I’ve got a couple of articles at the draft stage that I thought I might finish tonight and post, but it doesn’t look like I’ll get them done. So I decided to try something a little different and see how it goes.
You may have noticed the LibraryThing widgets in the far right sidebar, one of which shows covers from random books in my library. I have nearly all the books I own entered in LT; the only exceptions are some antique or unique books that I’ll write more about later. You can click on the widget or the title to take a look at my library; or you can just use this convenient link to my catalog, or even this equally convenient link to my profile (which, incidentally, has a really hot picture of my dog when he returned fresh from getting his hair done).
At any given time when you visit this page, the top LT widget shows up to nine of my books. With this post, I’m going to begin another new feature, Random Quotes from My Library, where I pick several of the books shown by the widget, open to an arbitrary page, and post a quotation. So we’ll have three or four or five random quotes taken from three or four our five random books, out of a randomly generated selection of nine books. If that doesn’t unravel the mysteries of the universe, I don’t know what will. Oh, and yes, you’ll have to trust me on the selections I make, since whenever you read these posts, the widget will probably be displaying something else.
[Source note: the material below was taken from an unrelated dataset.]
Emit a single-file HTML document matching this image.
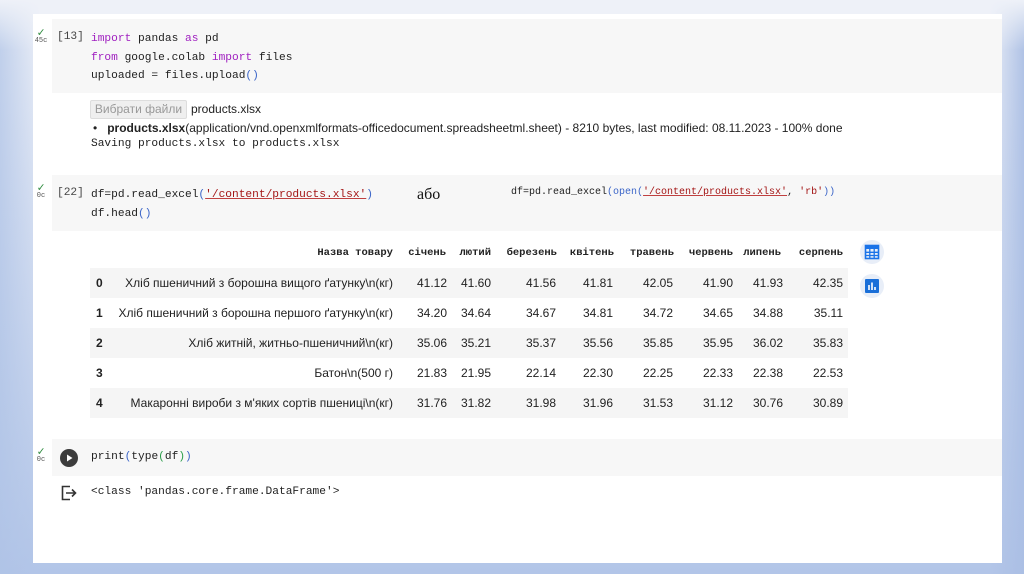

It’s already quite late here in Atlanta, so let’s go with just three books, and here they are.
From Sail Away: Stories of Escaping to Sea, the opening paragraph (on page 138) to the short story “The Gentleman from San Francisco” by Ivan Bunin:
The gentleman from San Francisco — nobody in either Naples or Capri could remember his name — was on his way to the Old World with his wife and daughter, there to spend two whole years devoted entirely to pleasure.
Consider how that straightforward sentence pulls you in, making it an excellent way start a short story. The mark of a fine first sentence in any piece of writing is that it encourages you to read the second sentence.
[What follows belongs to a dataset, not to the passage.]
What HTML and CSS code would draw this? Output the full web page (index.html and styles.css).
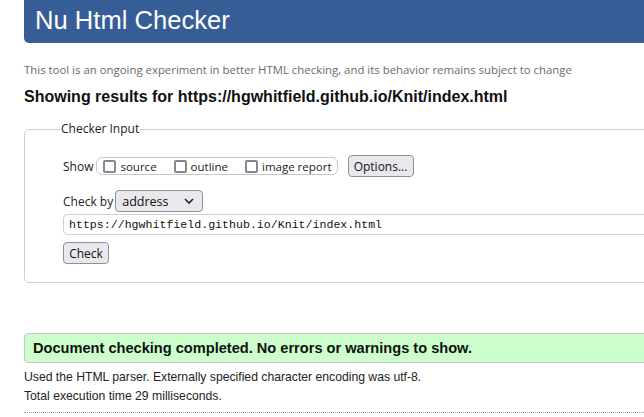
FILE: index.html
```html
<!DOCTYPE html>
<html lang="en">
<head>
<meta charset="utf-8">
<title>Nu Html Checker</title>
<link rel="stylesheet" href="styles.css">
</head>
<body>
<div class="page">
  <header class="banner"><h1 class="banner-title">Nu Html Checker</h1></header>
  <p class="intro">This tool is an ongoing experiment in better HTML checking, and its behavior remains subject to change</p>
  <h2 class="results-for">Showing results for https://hgwhitfield.github.io/Knit/index.html</h2>
  <fieldset class="checker">
    <legend class="checker-legend">Checker Input</legend>
    <div class="row show-row">
      <span class="lbl">Show</span>
      <span class="opts">
        <label class="opt"><span class="box"></span>source</label>
        <label class="opt"><span class="box"></span>outline</label>
        <label class="opt"><span class="box"></span>image report</label>
      </span>
      <span class="btn options-btn">Options...</span>
    </div>
    <div class="row checkby-row">
      <span class="lbl">Check by</span>
      <span class="select">address<svg class="chev" width="10" height="6" viewBox="0 0 10 6"><path d="M1 1 L5 5 L9 1" fill="none" stroke="#222" stroke-width="1.6"/></svg></span>
    </div>
    <div class="url">https://hgwhitfield.github.io/Knit/index.html</div>
    <span class="btn check-btn">Check</span>
  </fieldset>
  <div class="success">Document checking completed. No errors or warnings to show.</div>
  <p class="details first">Used the HTML parser. Externally specified character encoding was utf-8.</p>
  <p class="details">Total execution time 29 milliseconds.</p>
  <div class="dotted"></div>
</div>
</body>
</html>
```

FILE: styles.css
```css
html, body {
  margin: 0;
  padding: 0;
  background: #fff;
  overflow: hidden;
}
.page {
  width: 760px;
  margin-left: 24px;
  font-family: "Liberation Sans", Arial, sans-serif;
  color: #111;
}
.banner {
  background: #365d95;
  height: 43px;
  border-radius: 0 0 0 5px;
  display: flex;
  align-items: center;
}
.banner-title {
  margin: 0 0 0 11px;
  font-family: "Liberation Sans", Arial, sans-serif;
  font-weight: normal;
  font-size: 25.6px;
  color: #fff;
  line-height: 1;
  position: relative;
  top: -1px;
}
.intro {
  margin: 19px 0 0 0;
  font-family: "Open Sans", "Noto Sans", sans-serif;
  font-size: 11.4px;
  line-height: 16px;
  color: #6b6b6b;
}
.results-for {
  margin: 9px 0 0 0;
  font-size: 16px;
  line-height: 20px;
  font-weight: bold;
  color: #111;
}
.checker {
  margin: 14px 0 0 0;
  border: 1px solid #cfcfcf;
  border-radius: 5px;
  padding: 0 0 18px 38px;
  font-family: "Open Sans", "Noto Sans", sans-serif;
  font-size: 12px;
  color: #222;
}
.checker-legend {
  padding: 0 1px;
  margin-left: -3px;
  font-size: 12px;
  line-height: 16px;
  color: #222;
}
.row {
  display: flex;
  align-items: center;
}
.show-row {
  margin-top: 18px;
  height: 22px;
}
.lbl {
  margin-right: 3px;
}
.opts {
  display: flex;
  align-items: center;
  height: 16px;
  border: 1px solid #c8c8c8;
  border-radius: 6px;
  padding: 0 5px 0 6px;
  margin-right: 10px;
}
.opt {
  display: flex;
  align-items: center;
  margin-right: 17px;
  font-size: 11.5px;
}
.opt:last-child {
  margin-right: 0;
}
.box {
  width: 9px;
  height: 9px;
  border: 2px solid #878794;
  border-radius: 2px;
  margin-right: 4px;
}
.btn {
  display: inline-flex;
  align-items: center;
  justify-content: center;
  box-sizing: border-box;
  background: #e9e9ed;
  border: 1px solid #8f8f9d;
  border-radius: 4px;
  font-size: 12px;
  color: #111;
}
.options-btn {
  width: 66px;
  height: 22px;
}
.checkby-row {
  margin-top: 13px;
  height: 22px;
}
.select {
  display: inline-flex;
  align-items: center;
  justify-content: space-between;
  box-sizing: border-box;
  width: 88px;
  height: 22px;
  padding: 0 8px 0 6px;
  background: #e9e9ed;
  border: 1px solid #8f8f9d;
  border-radius: 4px;
  font-size: 12.5px;
  color: #111;
  margin-left: -1px;
}
.url {
  margin-top: 2px;
  box-sizing: border-box;
  height: 21px;
  border: 1px solid #cfcfcf;
  border-right: none;
  border-radius: 5px 0 0 5px;
  padding: 0 0 0 5px;
  display: flex;
  align-items: center;
  font-family: "Liberation Mono", "DejaVu Sans Mono", monospace;
  font-size: 11.6px;
  color: #111;
}
.check-btn {
  margin-top: 7px;
  width: 46px;
  height: 22px;
}
.success {
  margin-top: 50px;
  box-sizing: border-box;
  height: 30px;
  background: #ccffcc;
  border: 1px solid #c6c6c6;
  border-radius: 4px 0 0 4px;
  padding-left: 8px;
  display: flex;
  align-items: center;
  font-weight: bold;
  font-size: 14.6px;
  color: #111;
}
.details {
  margin: 0;
  font-size: 12.2px;
  line-height: 19px;
  color: #222;
}
.details.first {
  margin-top: 5px;
}
.dotted {
  margin-top: 6px;
  border-top: 1px dotted #999;
}
```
In Decades of Crisis: Central and Eastern Europe before World War II by Ivan T. Berend, the author discusses changes in European art in the early 1900s, focusing momentarily on Igor Stravinsky and his three famous pieces, Firebird, Petrushka, and Rite of Spring. The following is from page 98:
The elemental, raw, brutal music of these works created the greatest of scandals and lasting impressions, perhaps because its deliberately primitive subject matter was expressed through the medium of the traditional, overrefined genre of the ballet.
If you have ever heard Firebird or Rite of Spring, you know Berend’s description is right on target. If you haven’t heard either one, set aside any preconceived notion about how you might react to their “primitiveness” and dive in, keeping in mind (or considering after) how such music might have been perceived around 1910.
In Cities in Civilization, author Sir Peter Hall discusses Marshall McLuhan in a chapter called “The Invention of Mass Culture.” On page 512, he describes McLuhan’s unique contribution to cultural thought in a way I’ve come across before, that has always stuck in my mind:
Print, said McLuhan, had for five hundred years been an all-pervasive medium, whose great characteristic was that the reader remained detached and non-involved. Electric technology was different because it entered the central nervous system including the brain, making it possible for us to communicate instantly with the source; and electricity allowed people to live and work — and even think and act — independently.
These couple of sentences do hit on key elements of McLuhan’s thought, including print v. electrical technologies, technology as extension of the brain and central nervous system, the effects of instantaneous communication, the effects of speed and simultaneous interactions, and the impact of technology on how people live, work, act, and think. If you wonder if you might find McLuhan interesting, try Understanding Media: The Extensions of Man. You could even extend tonight’s blogging experiment, I’m sure: open McLuhan’s book to any three random pages, and you’ll have more material for more blog articles than you can possibly imagine.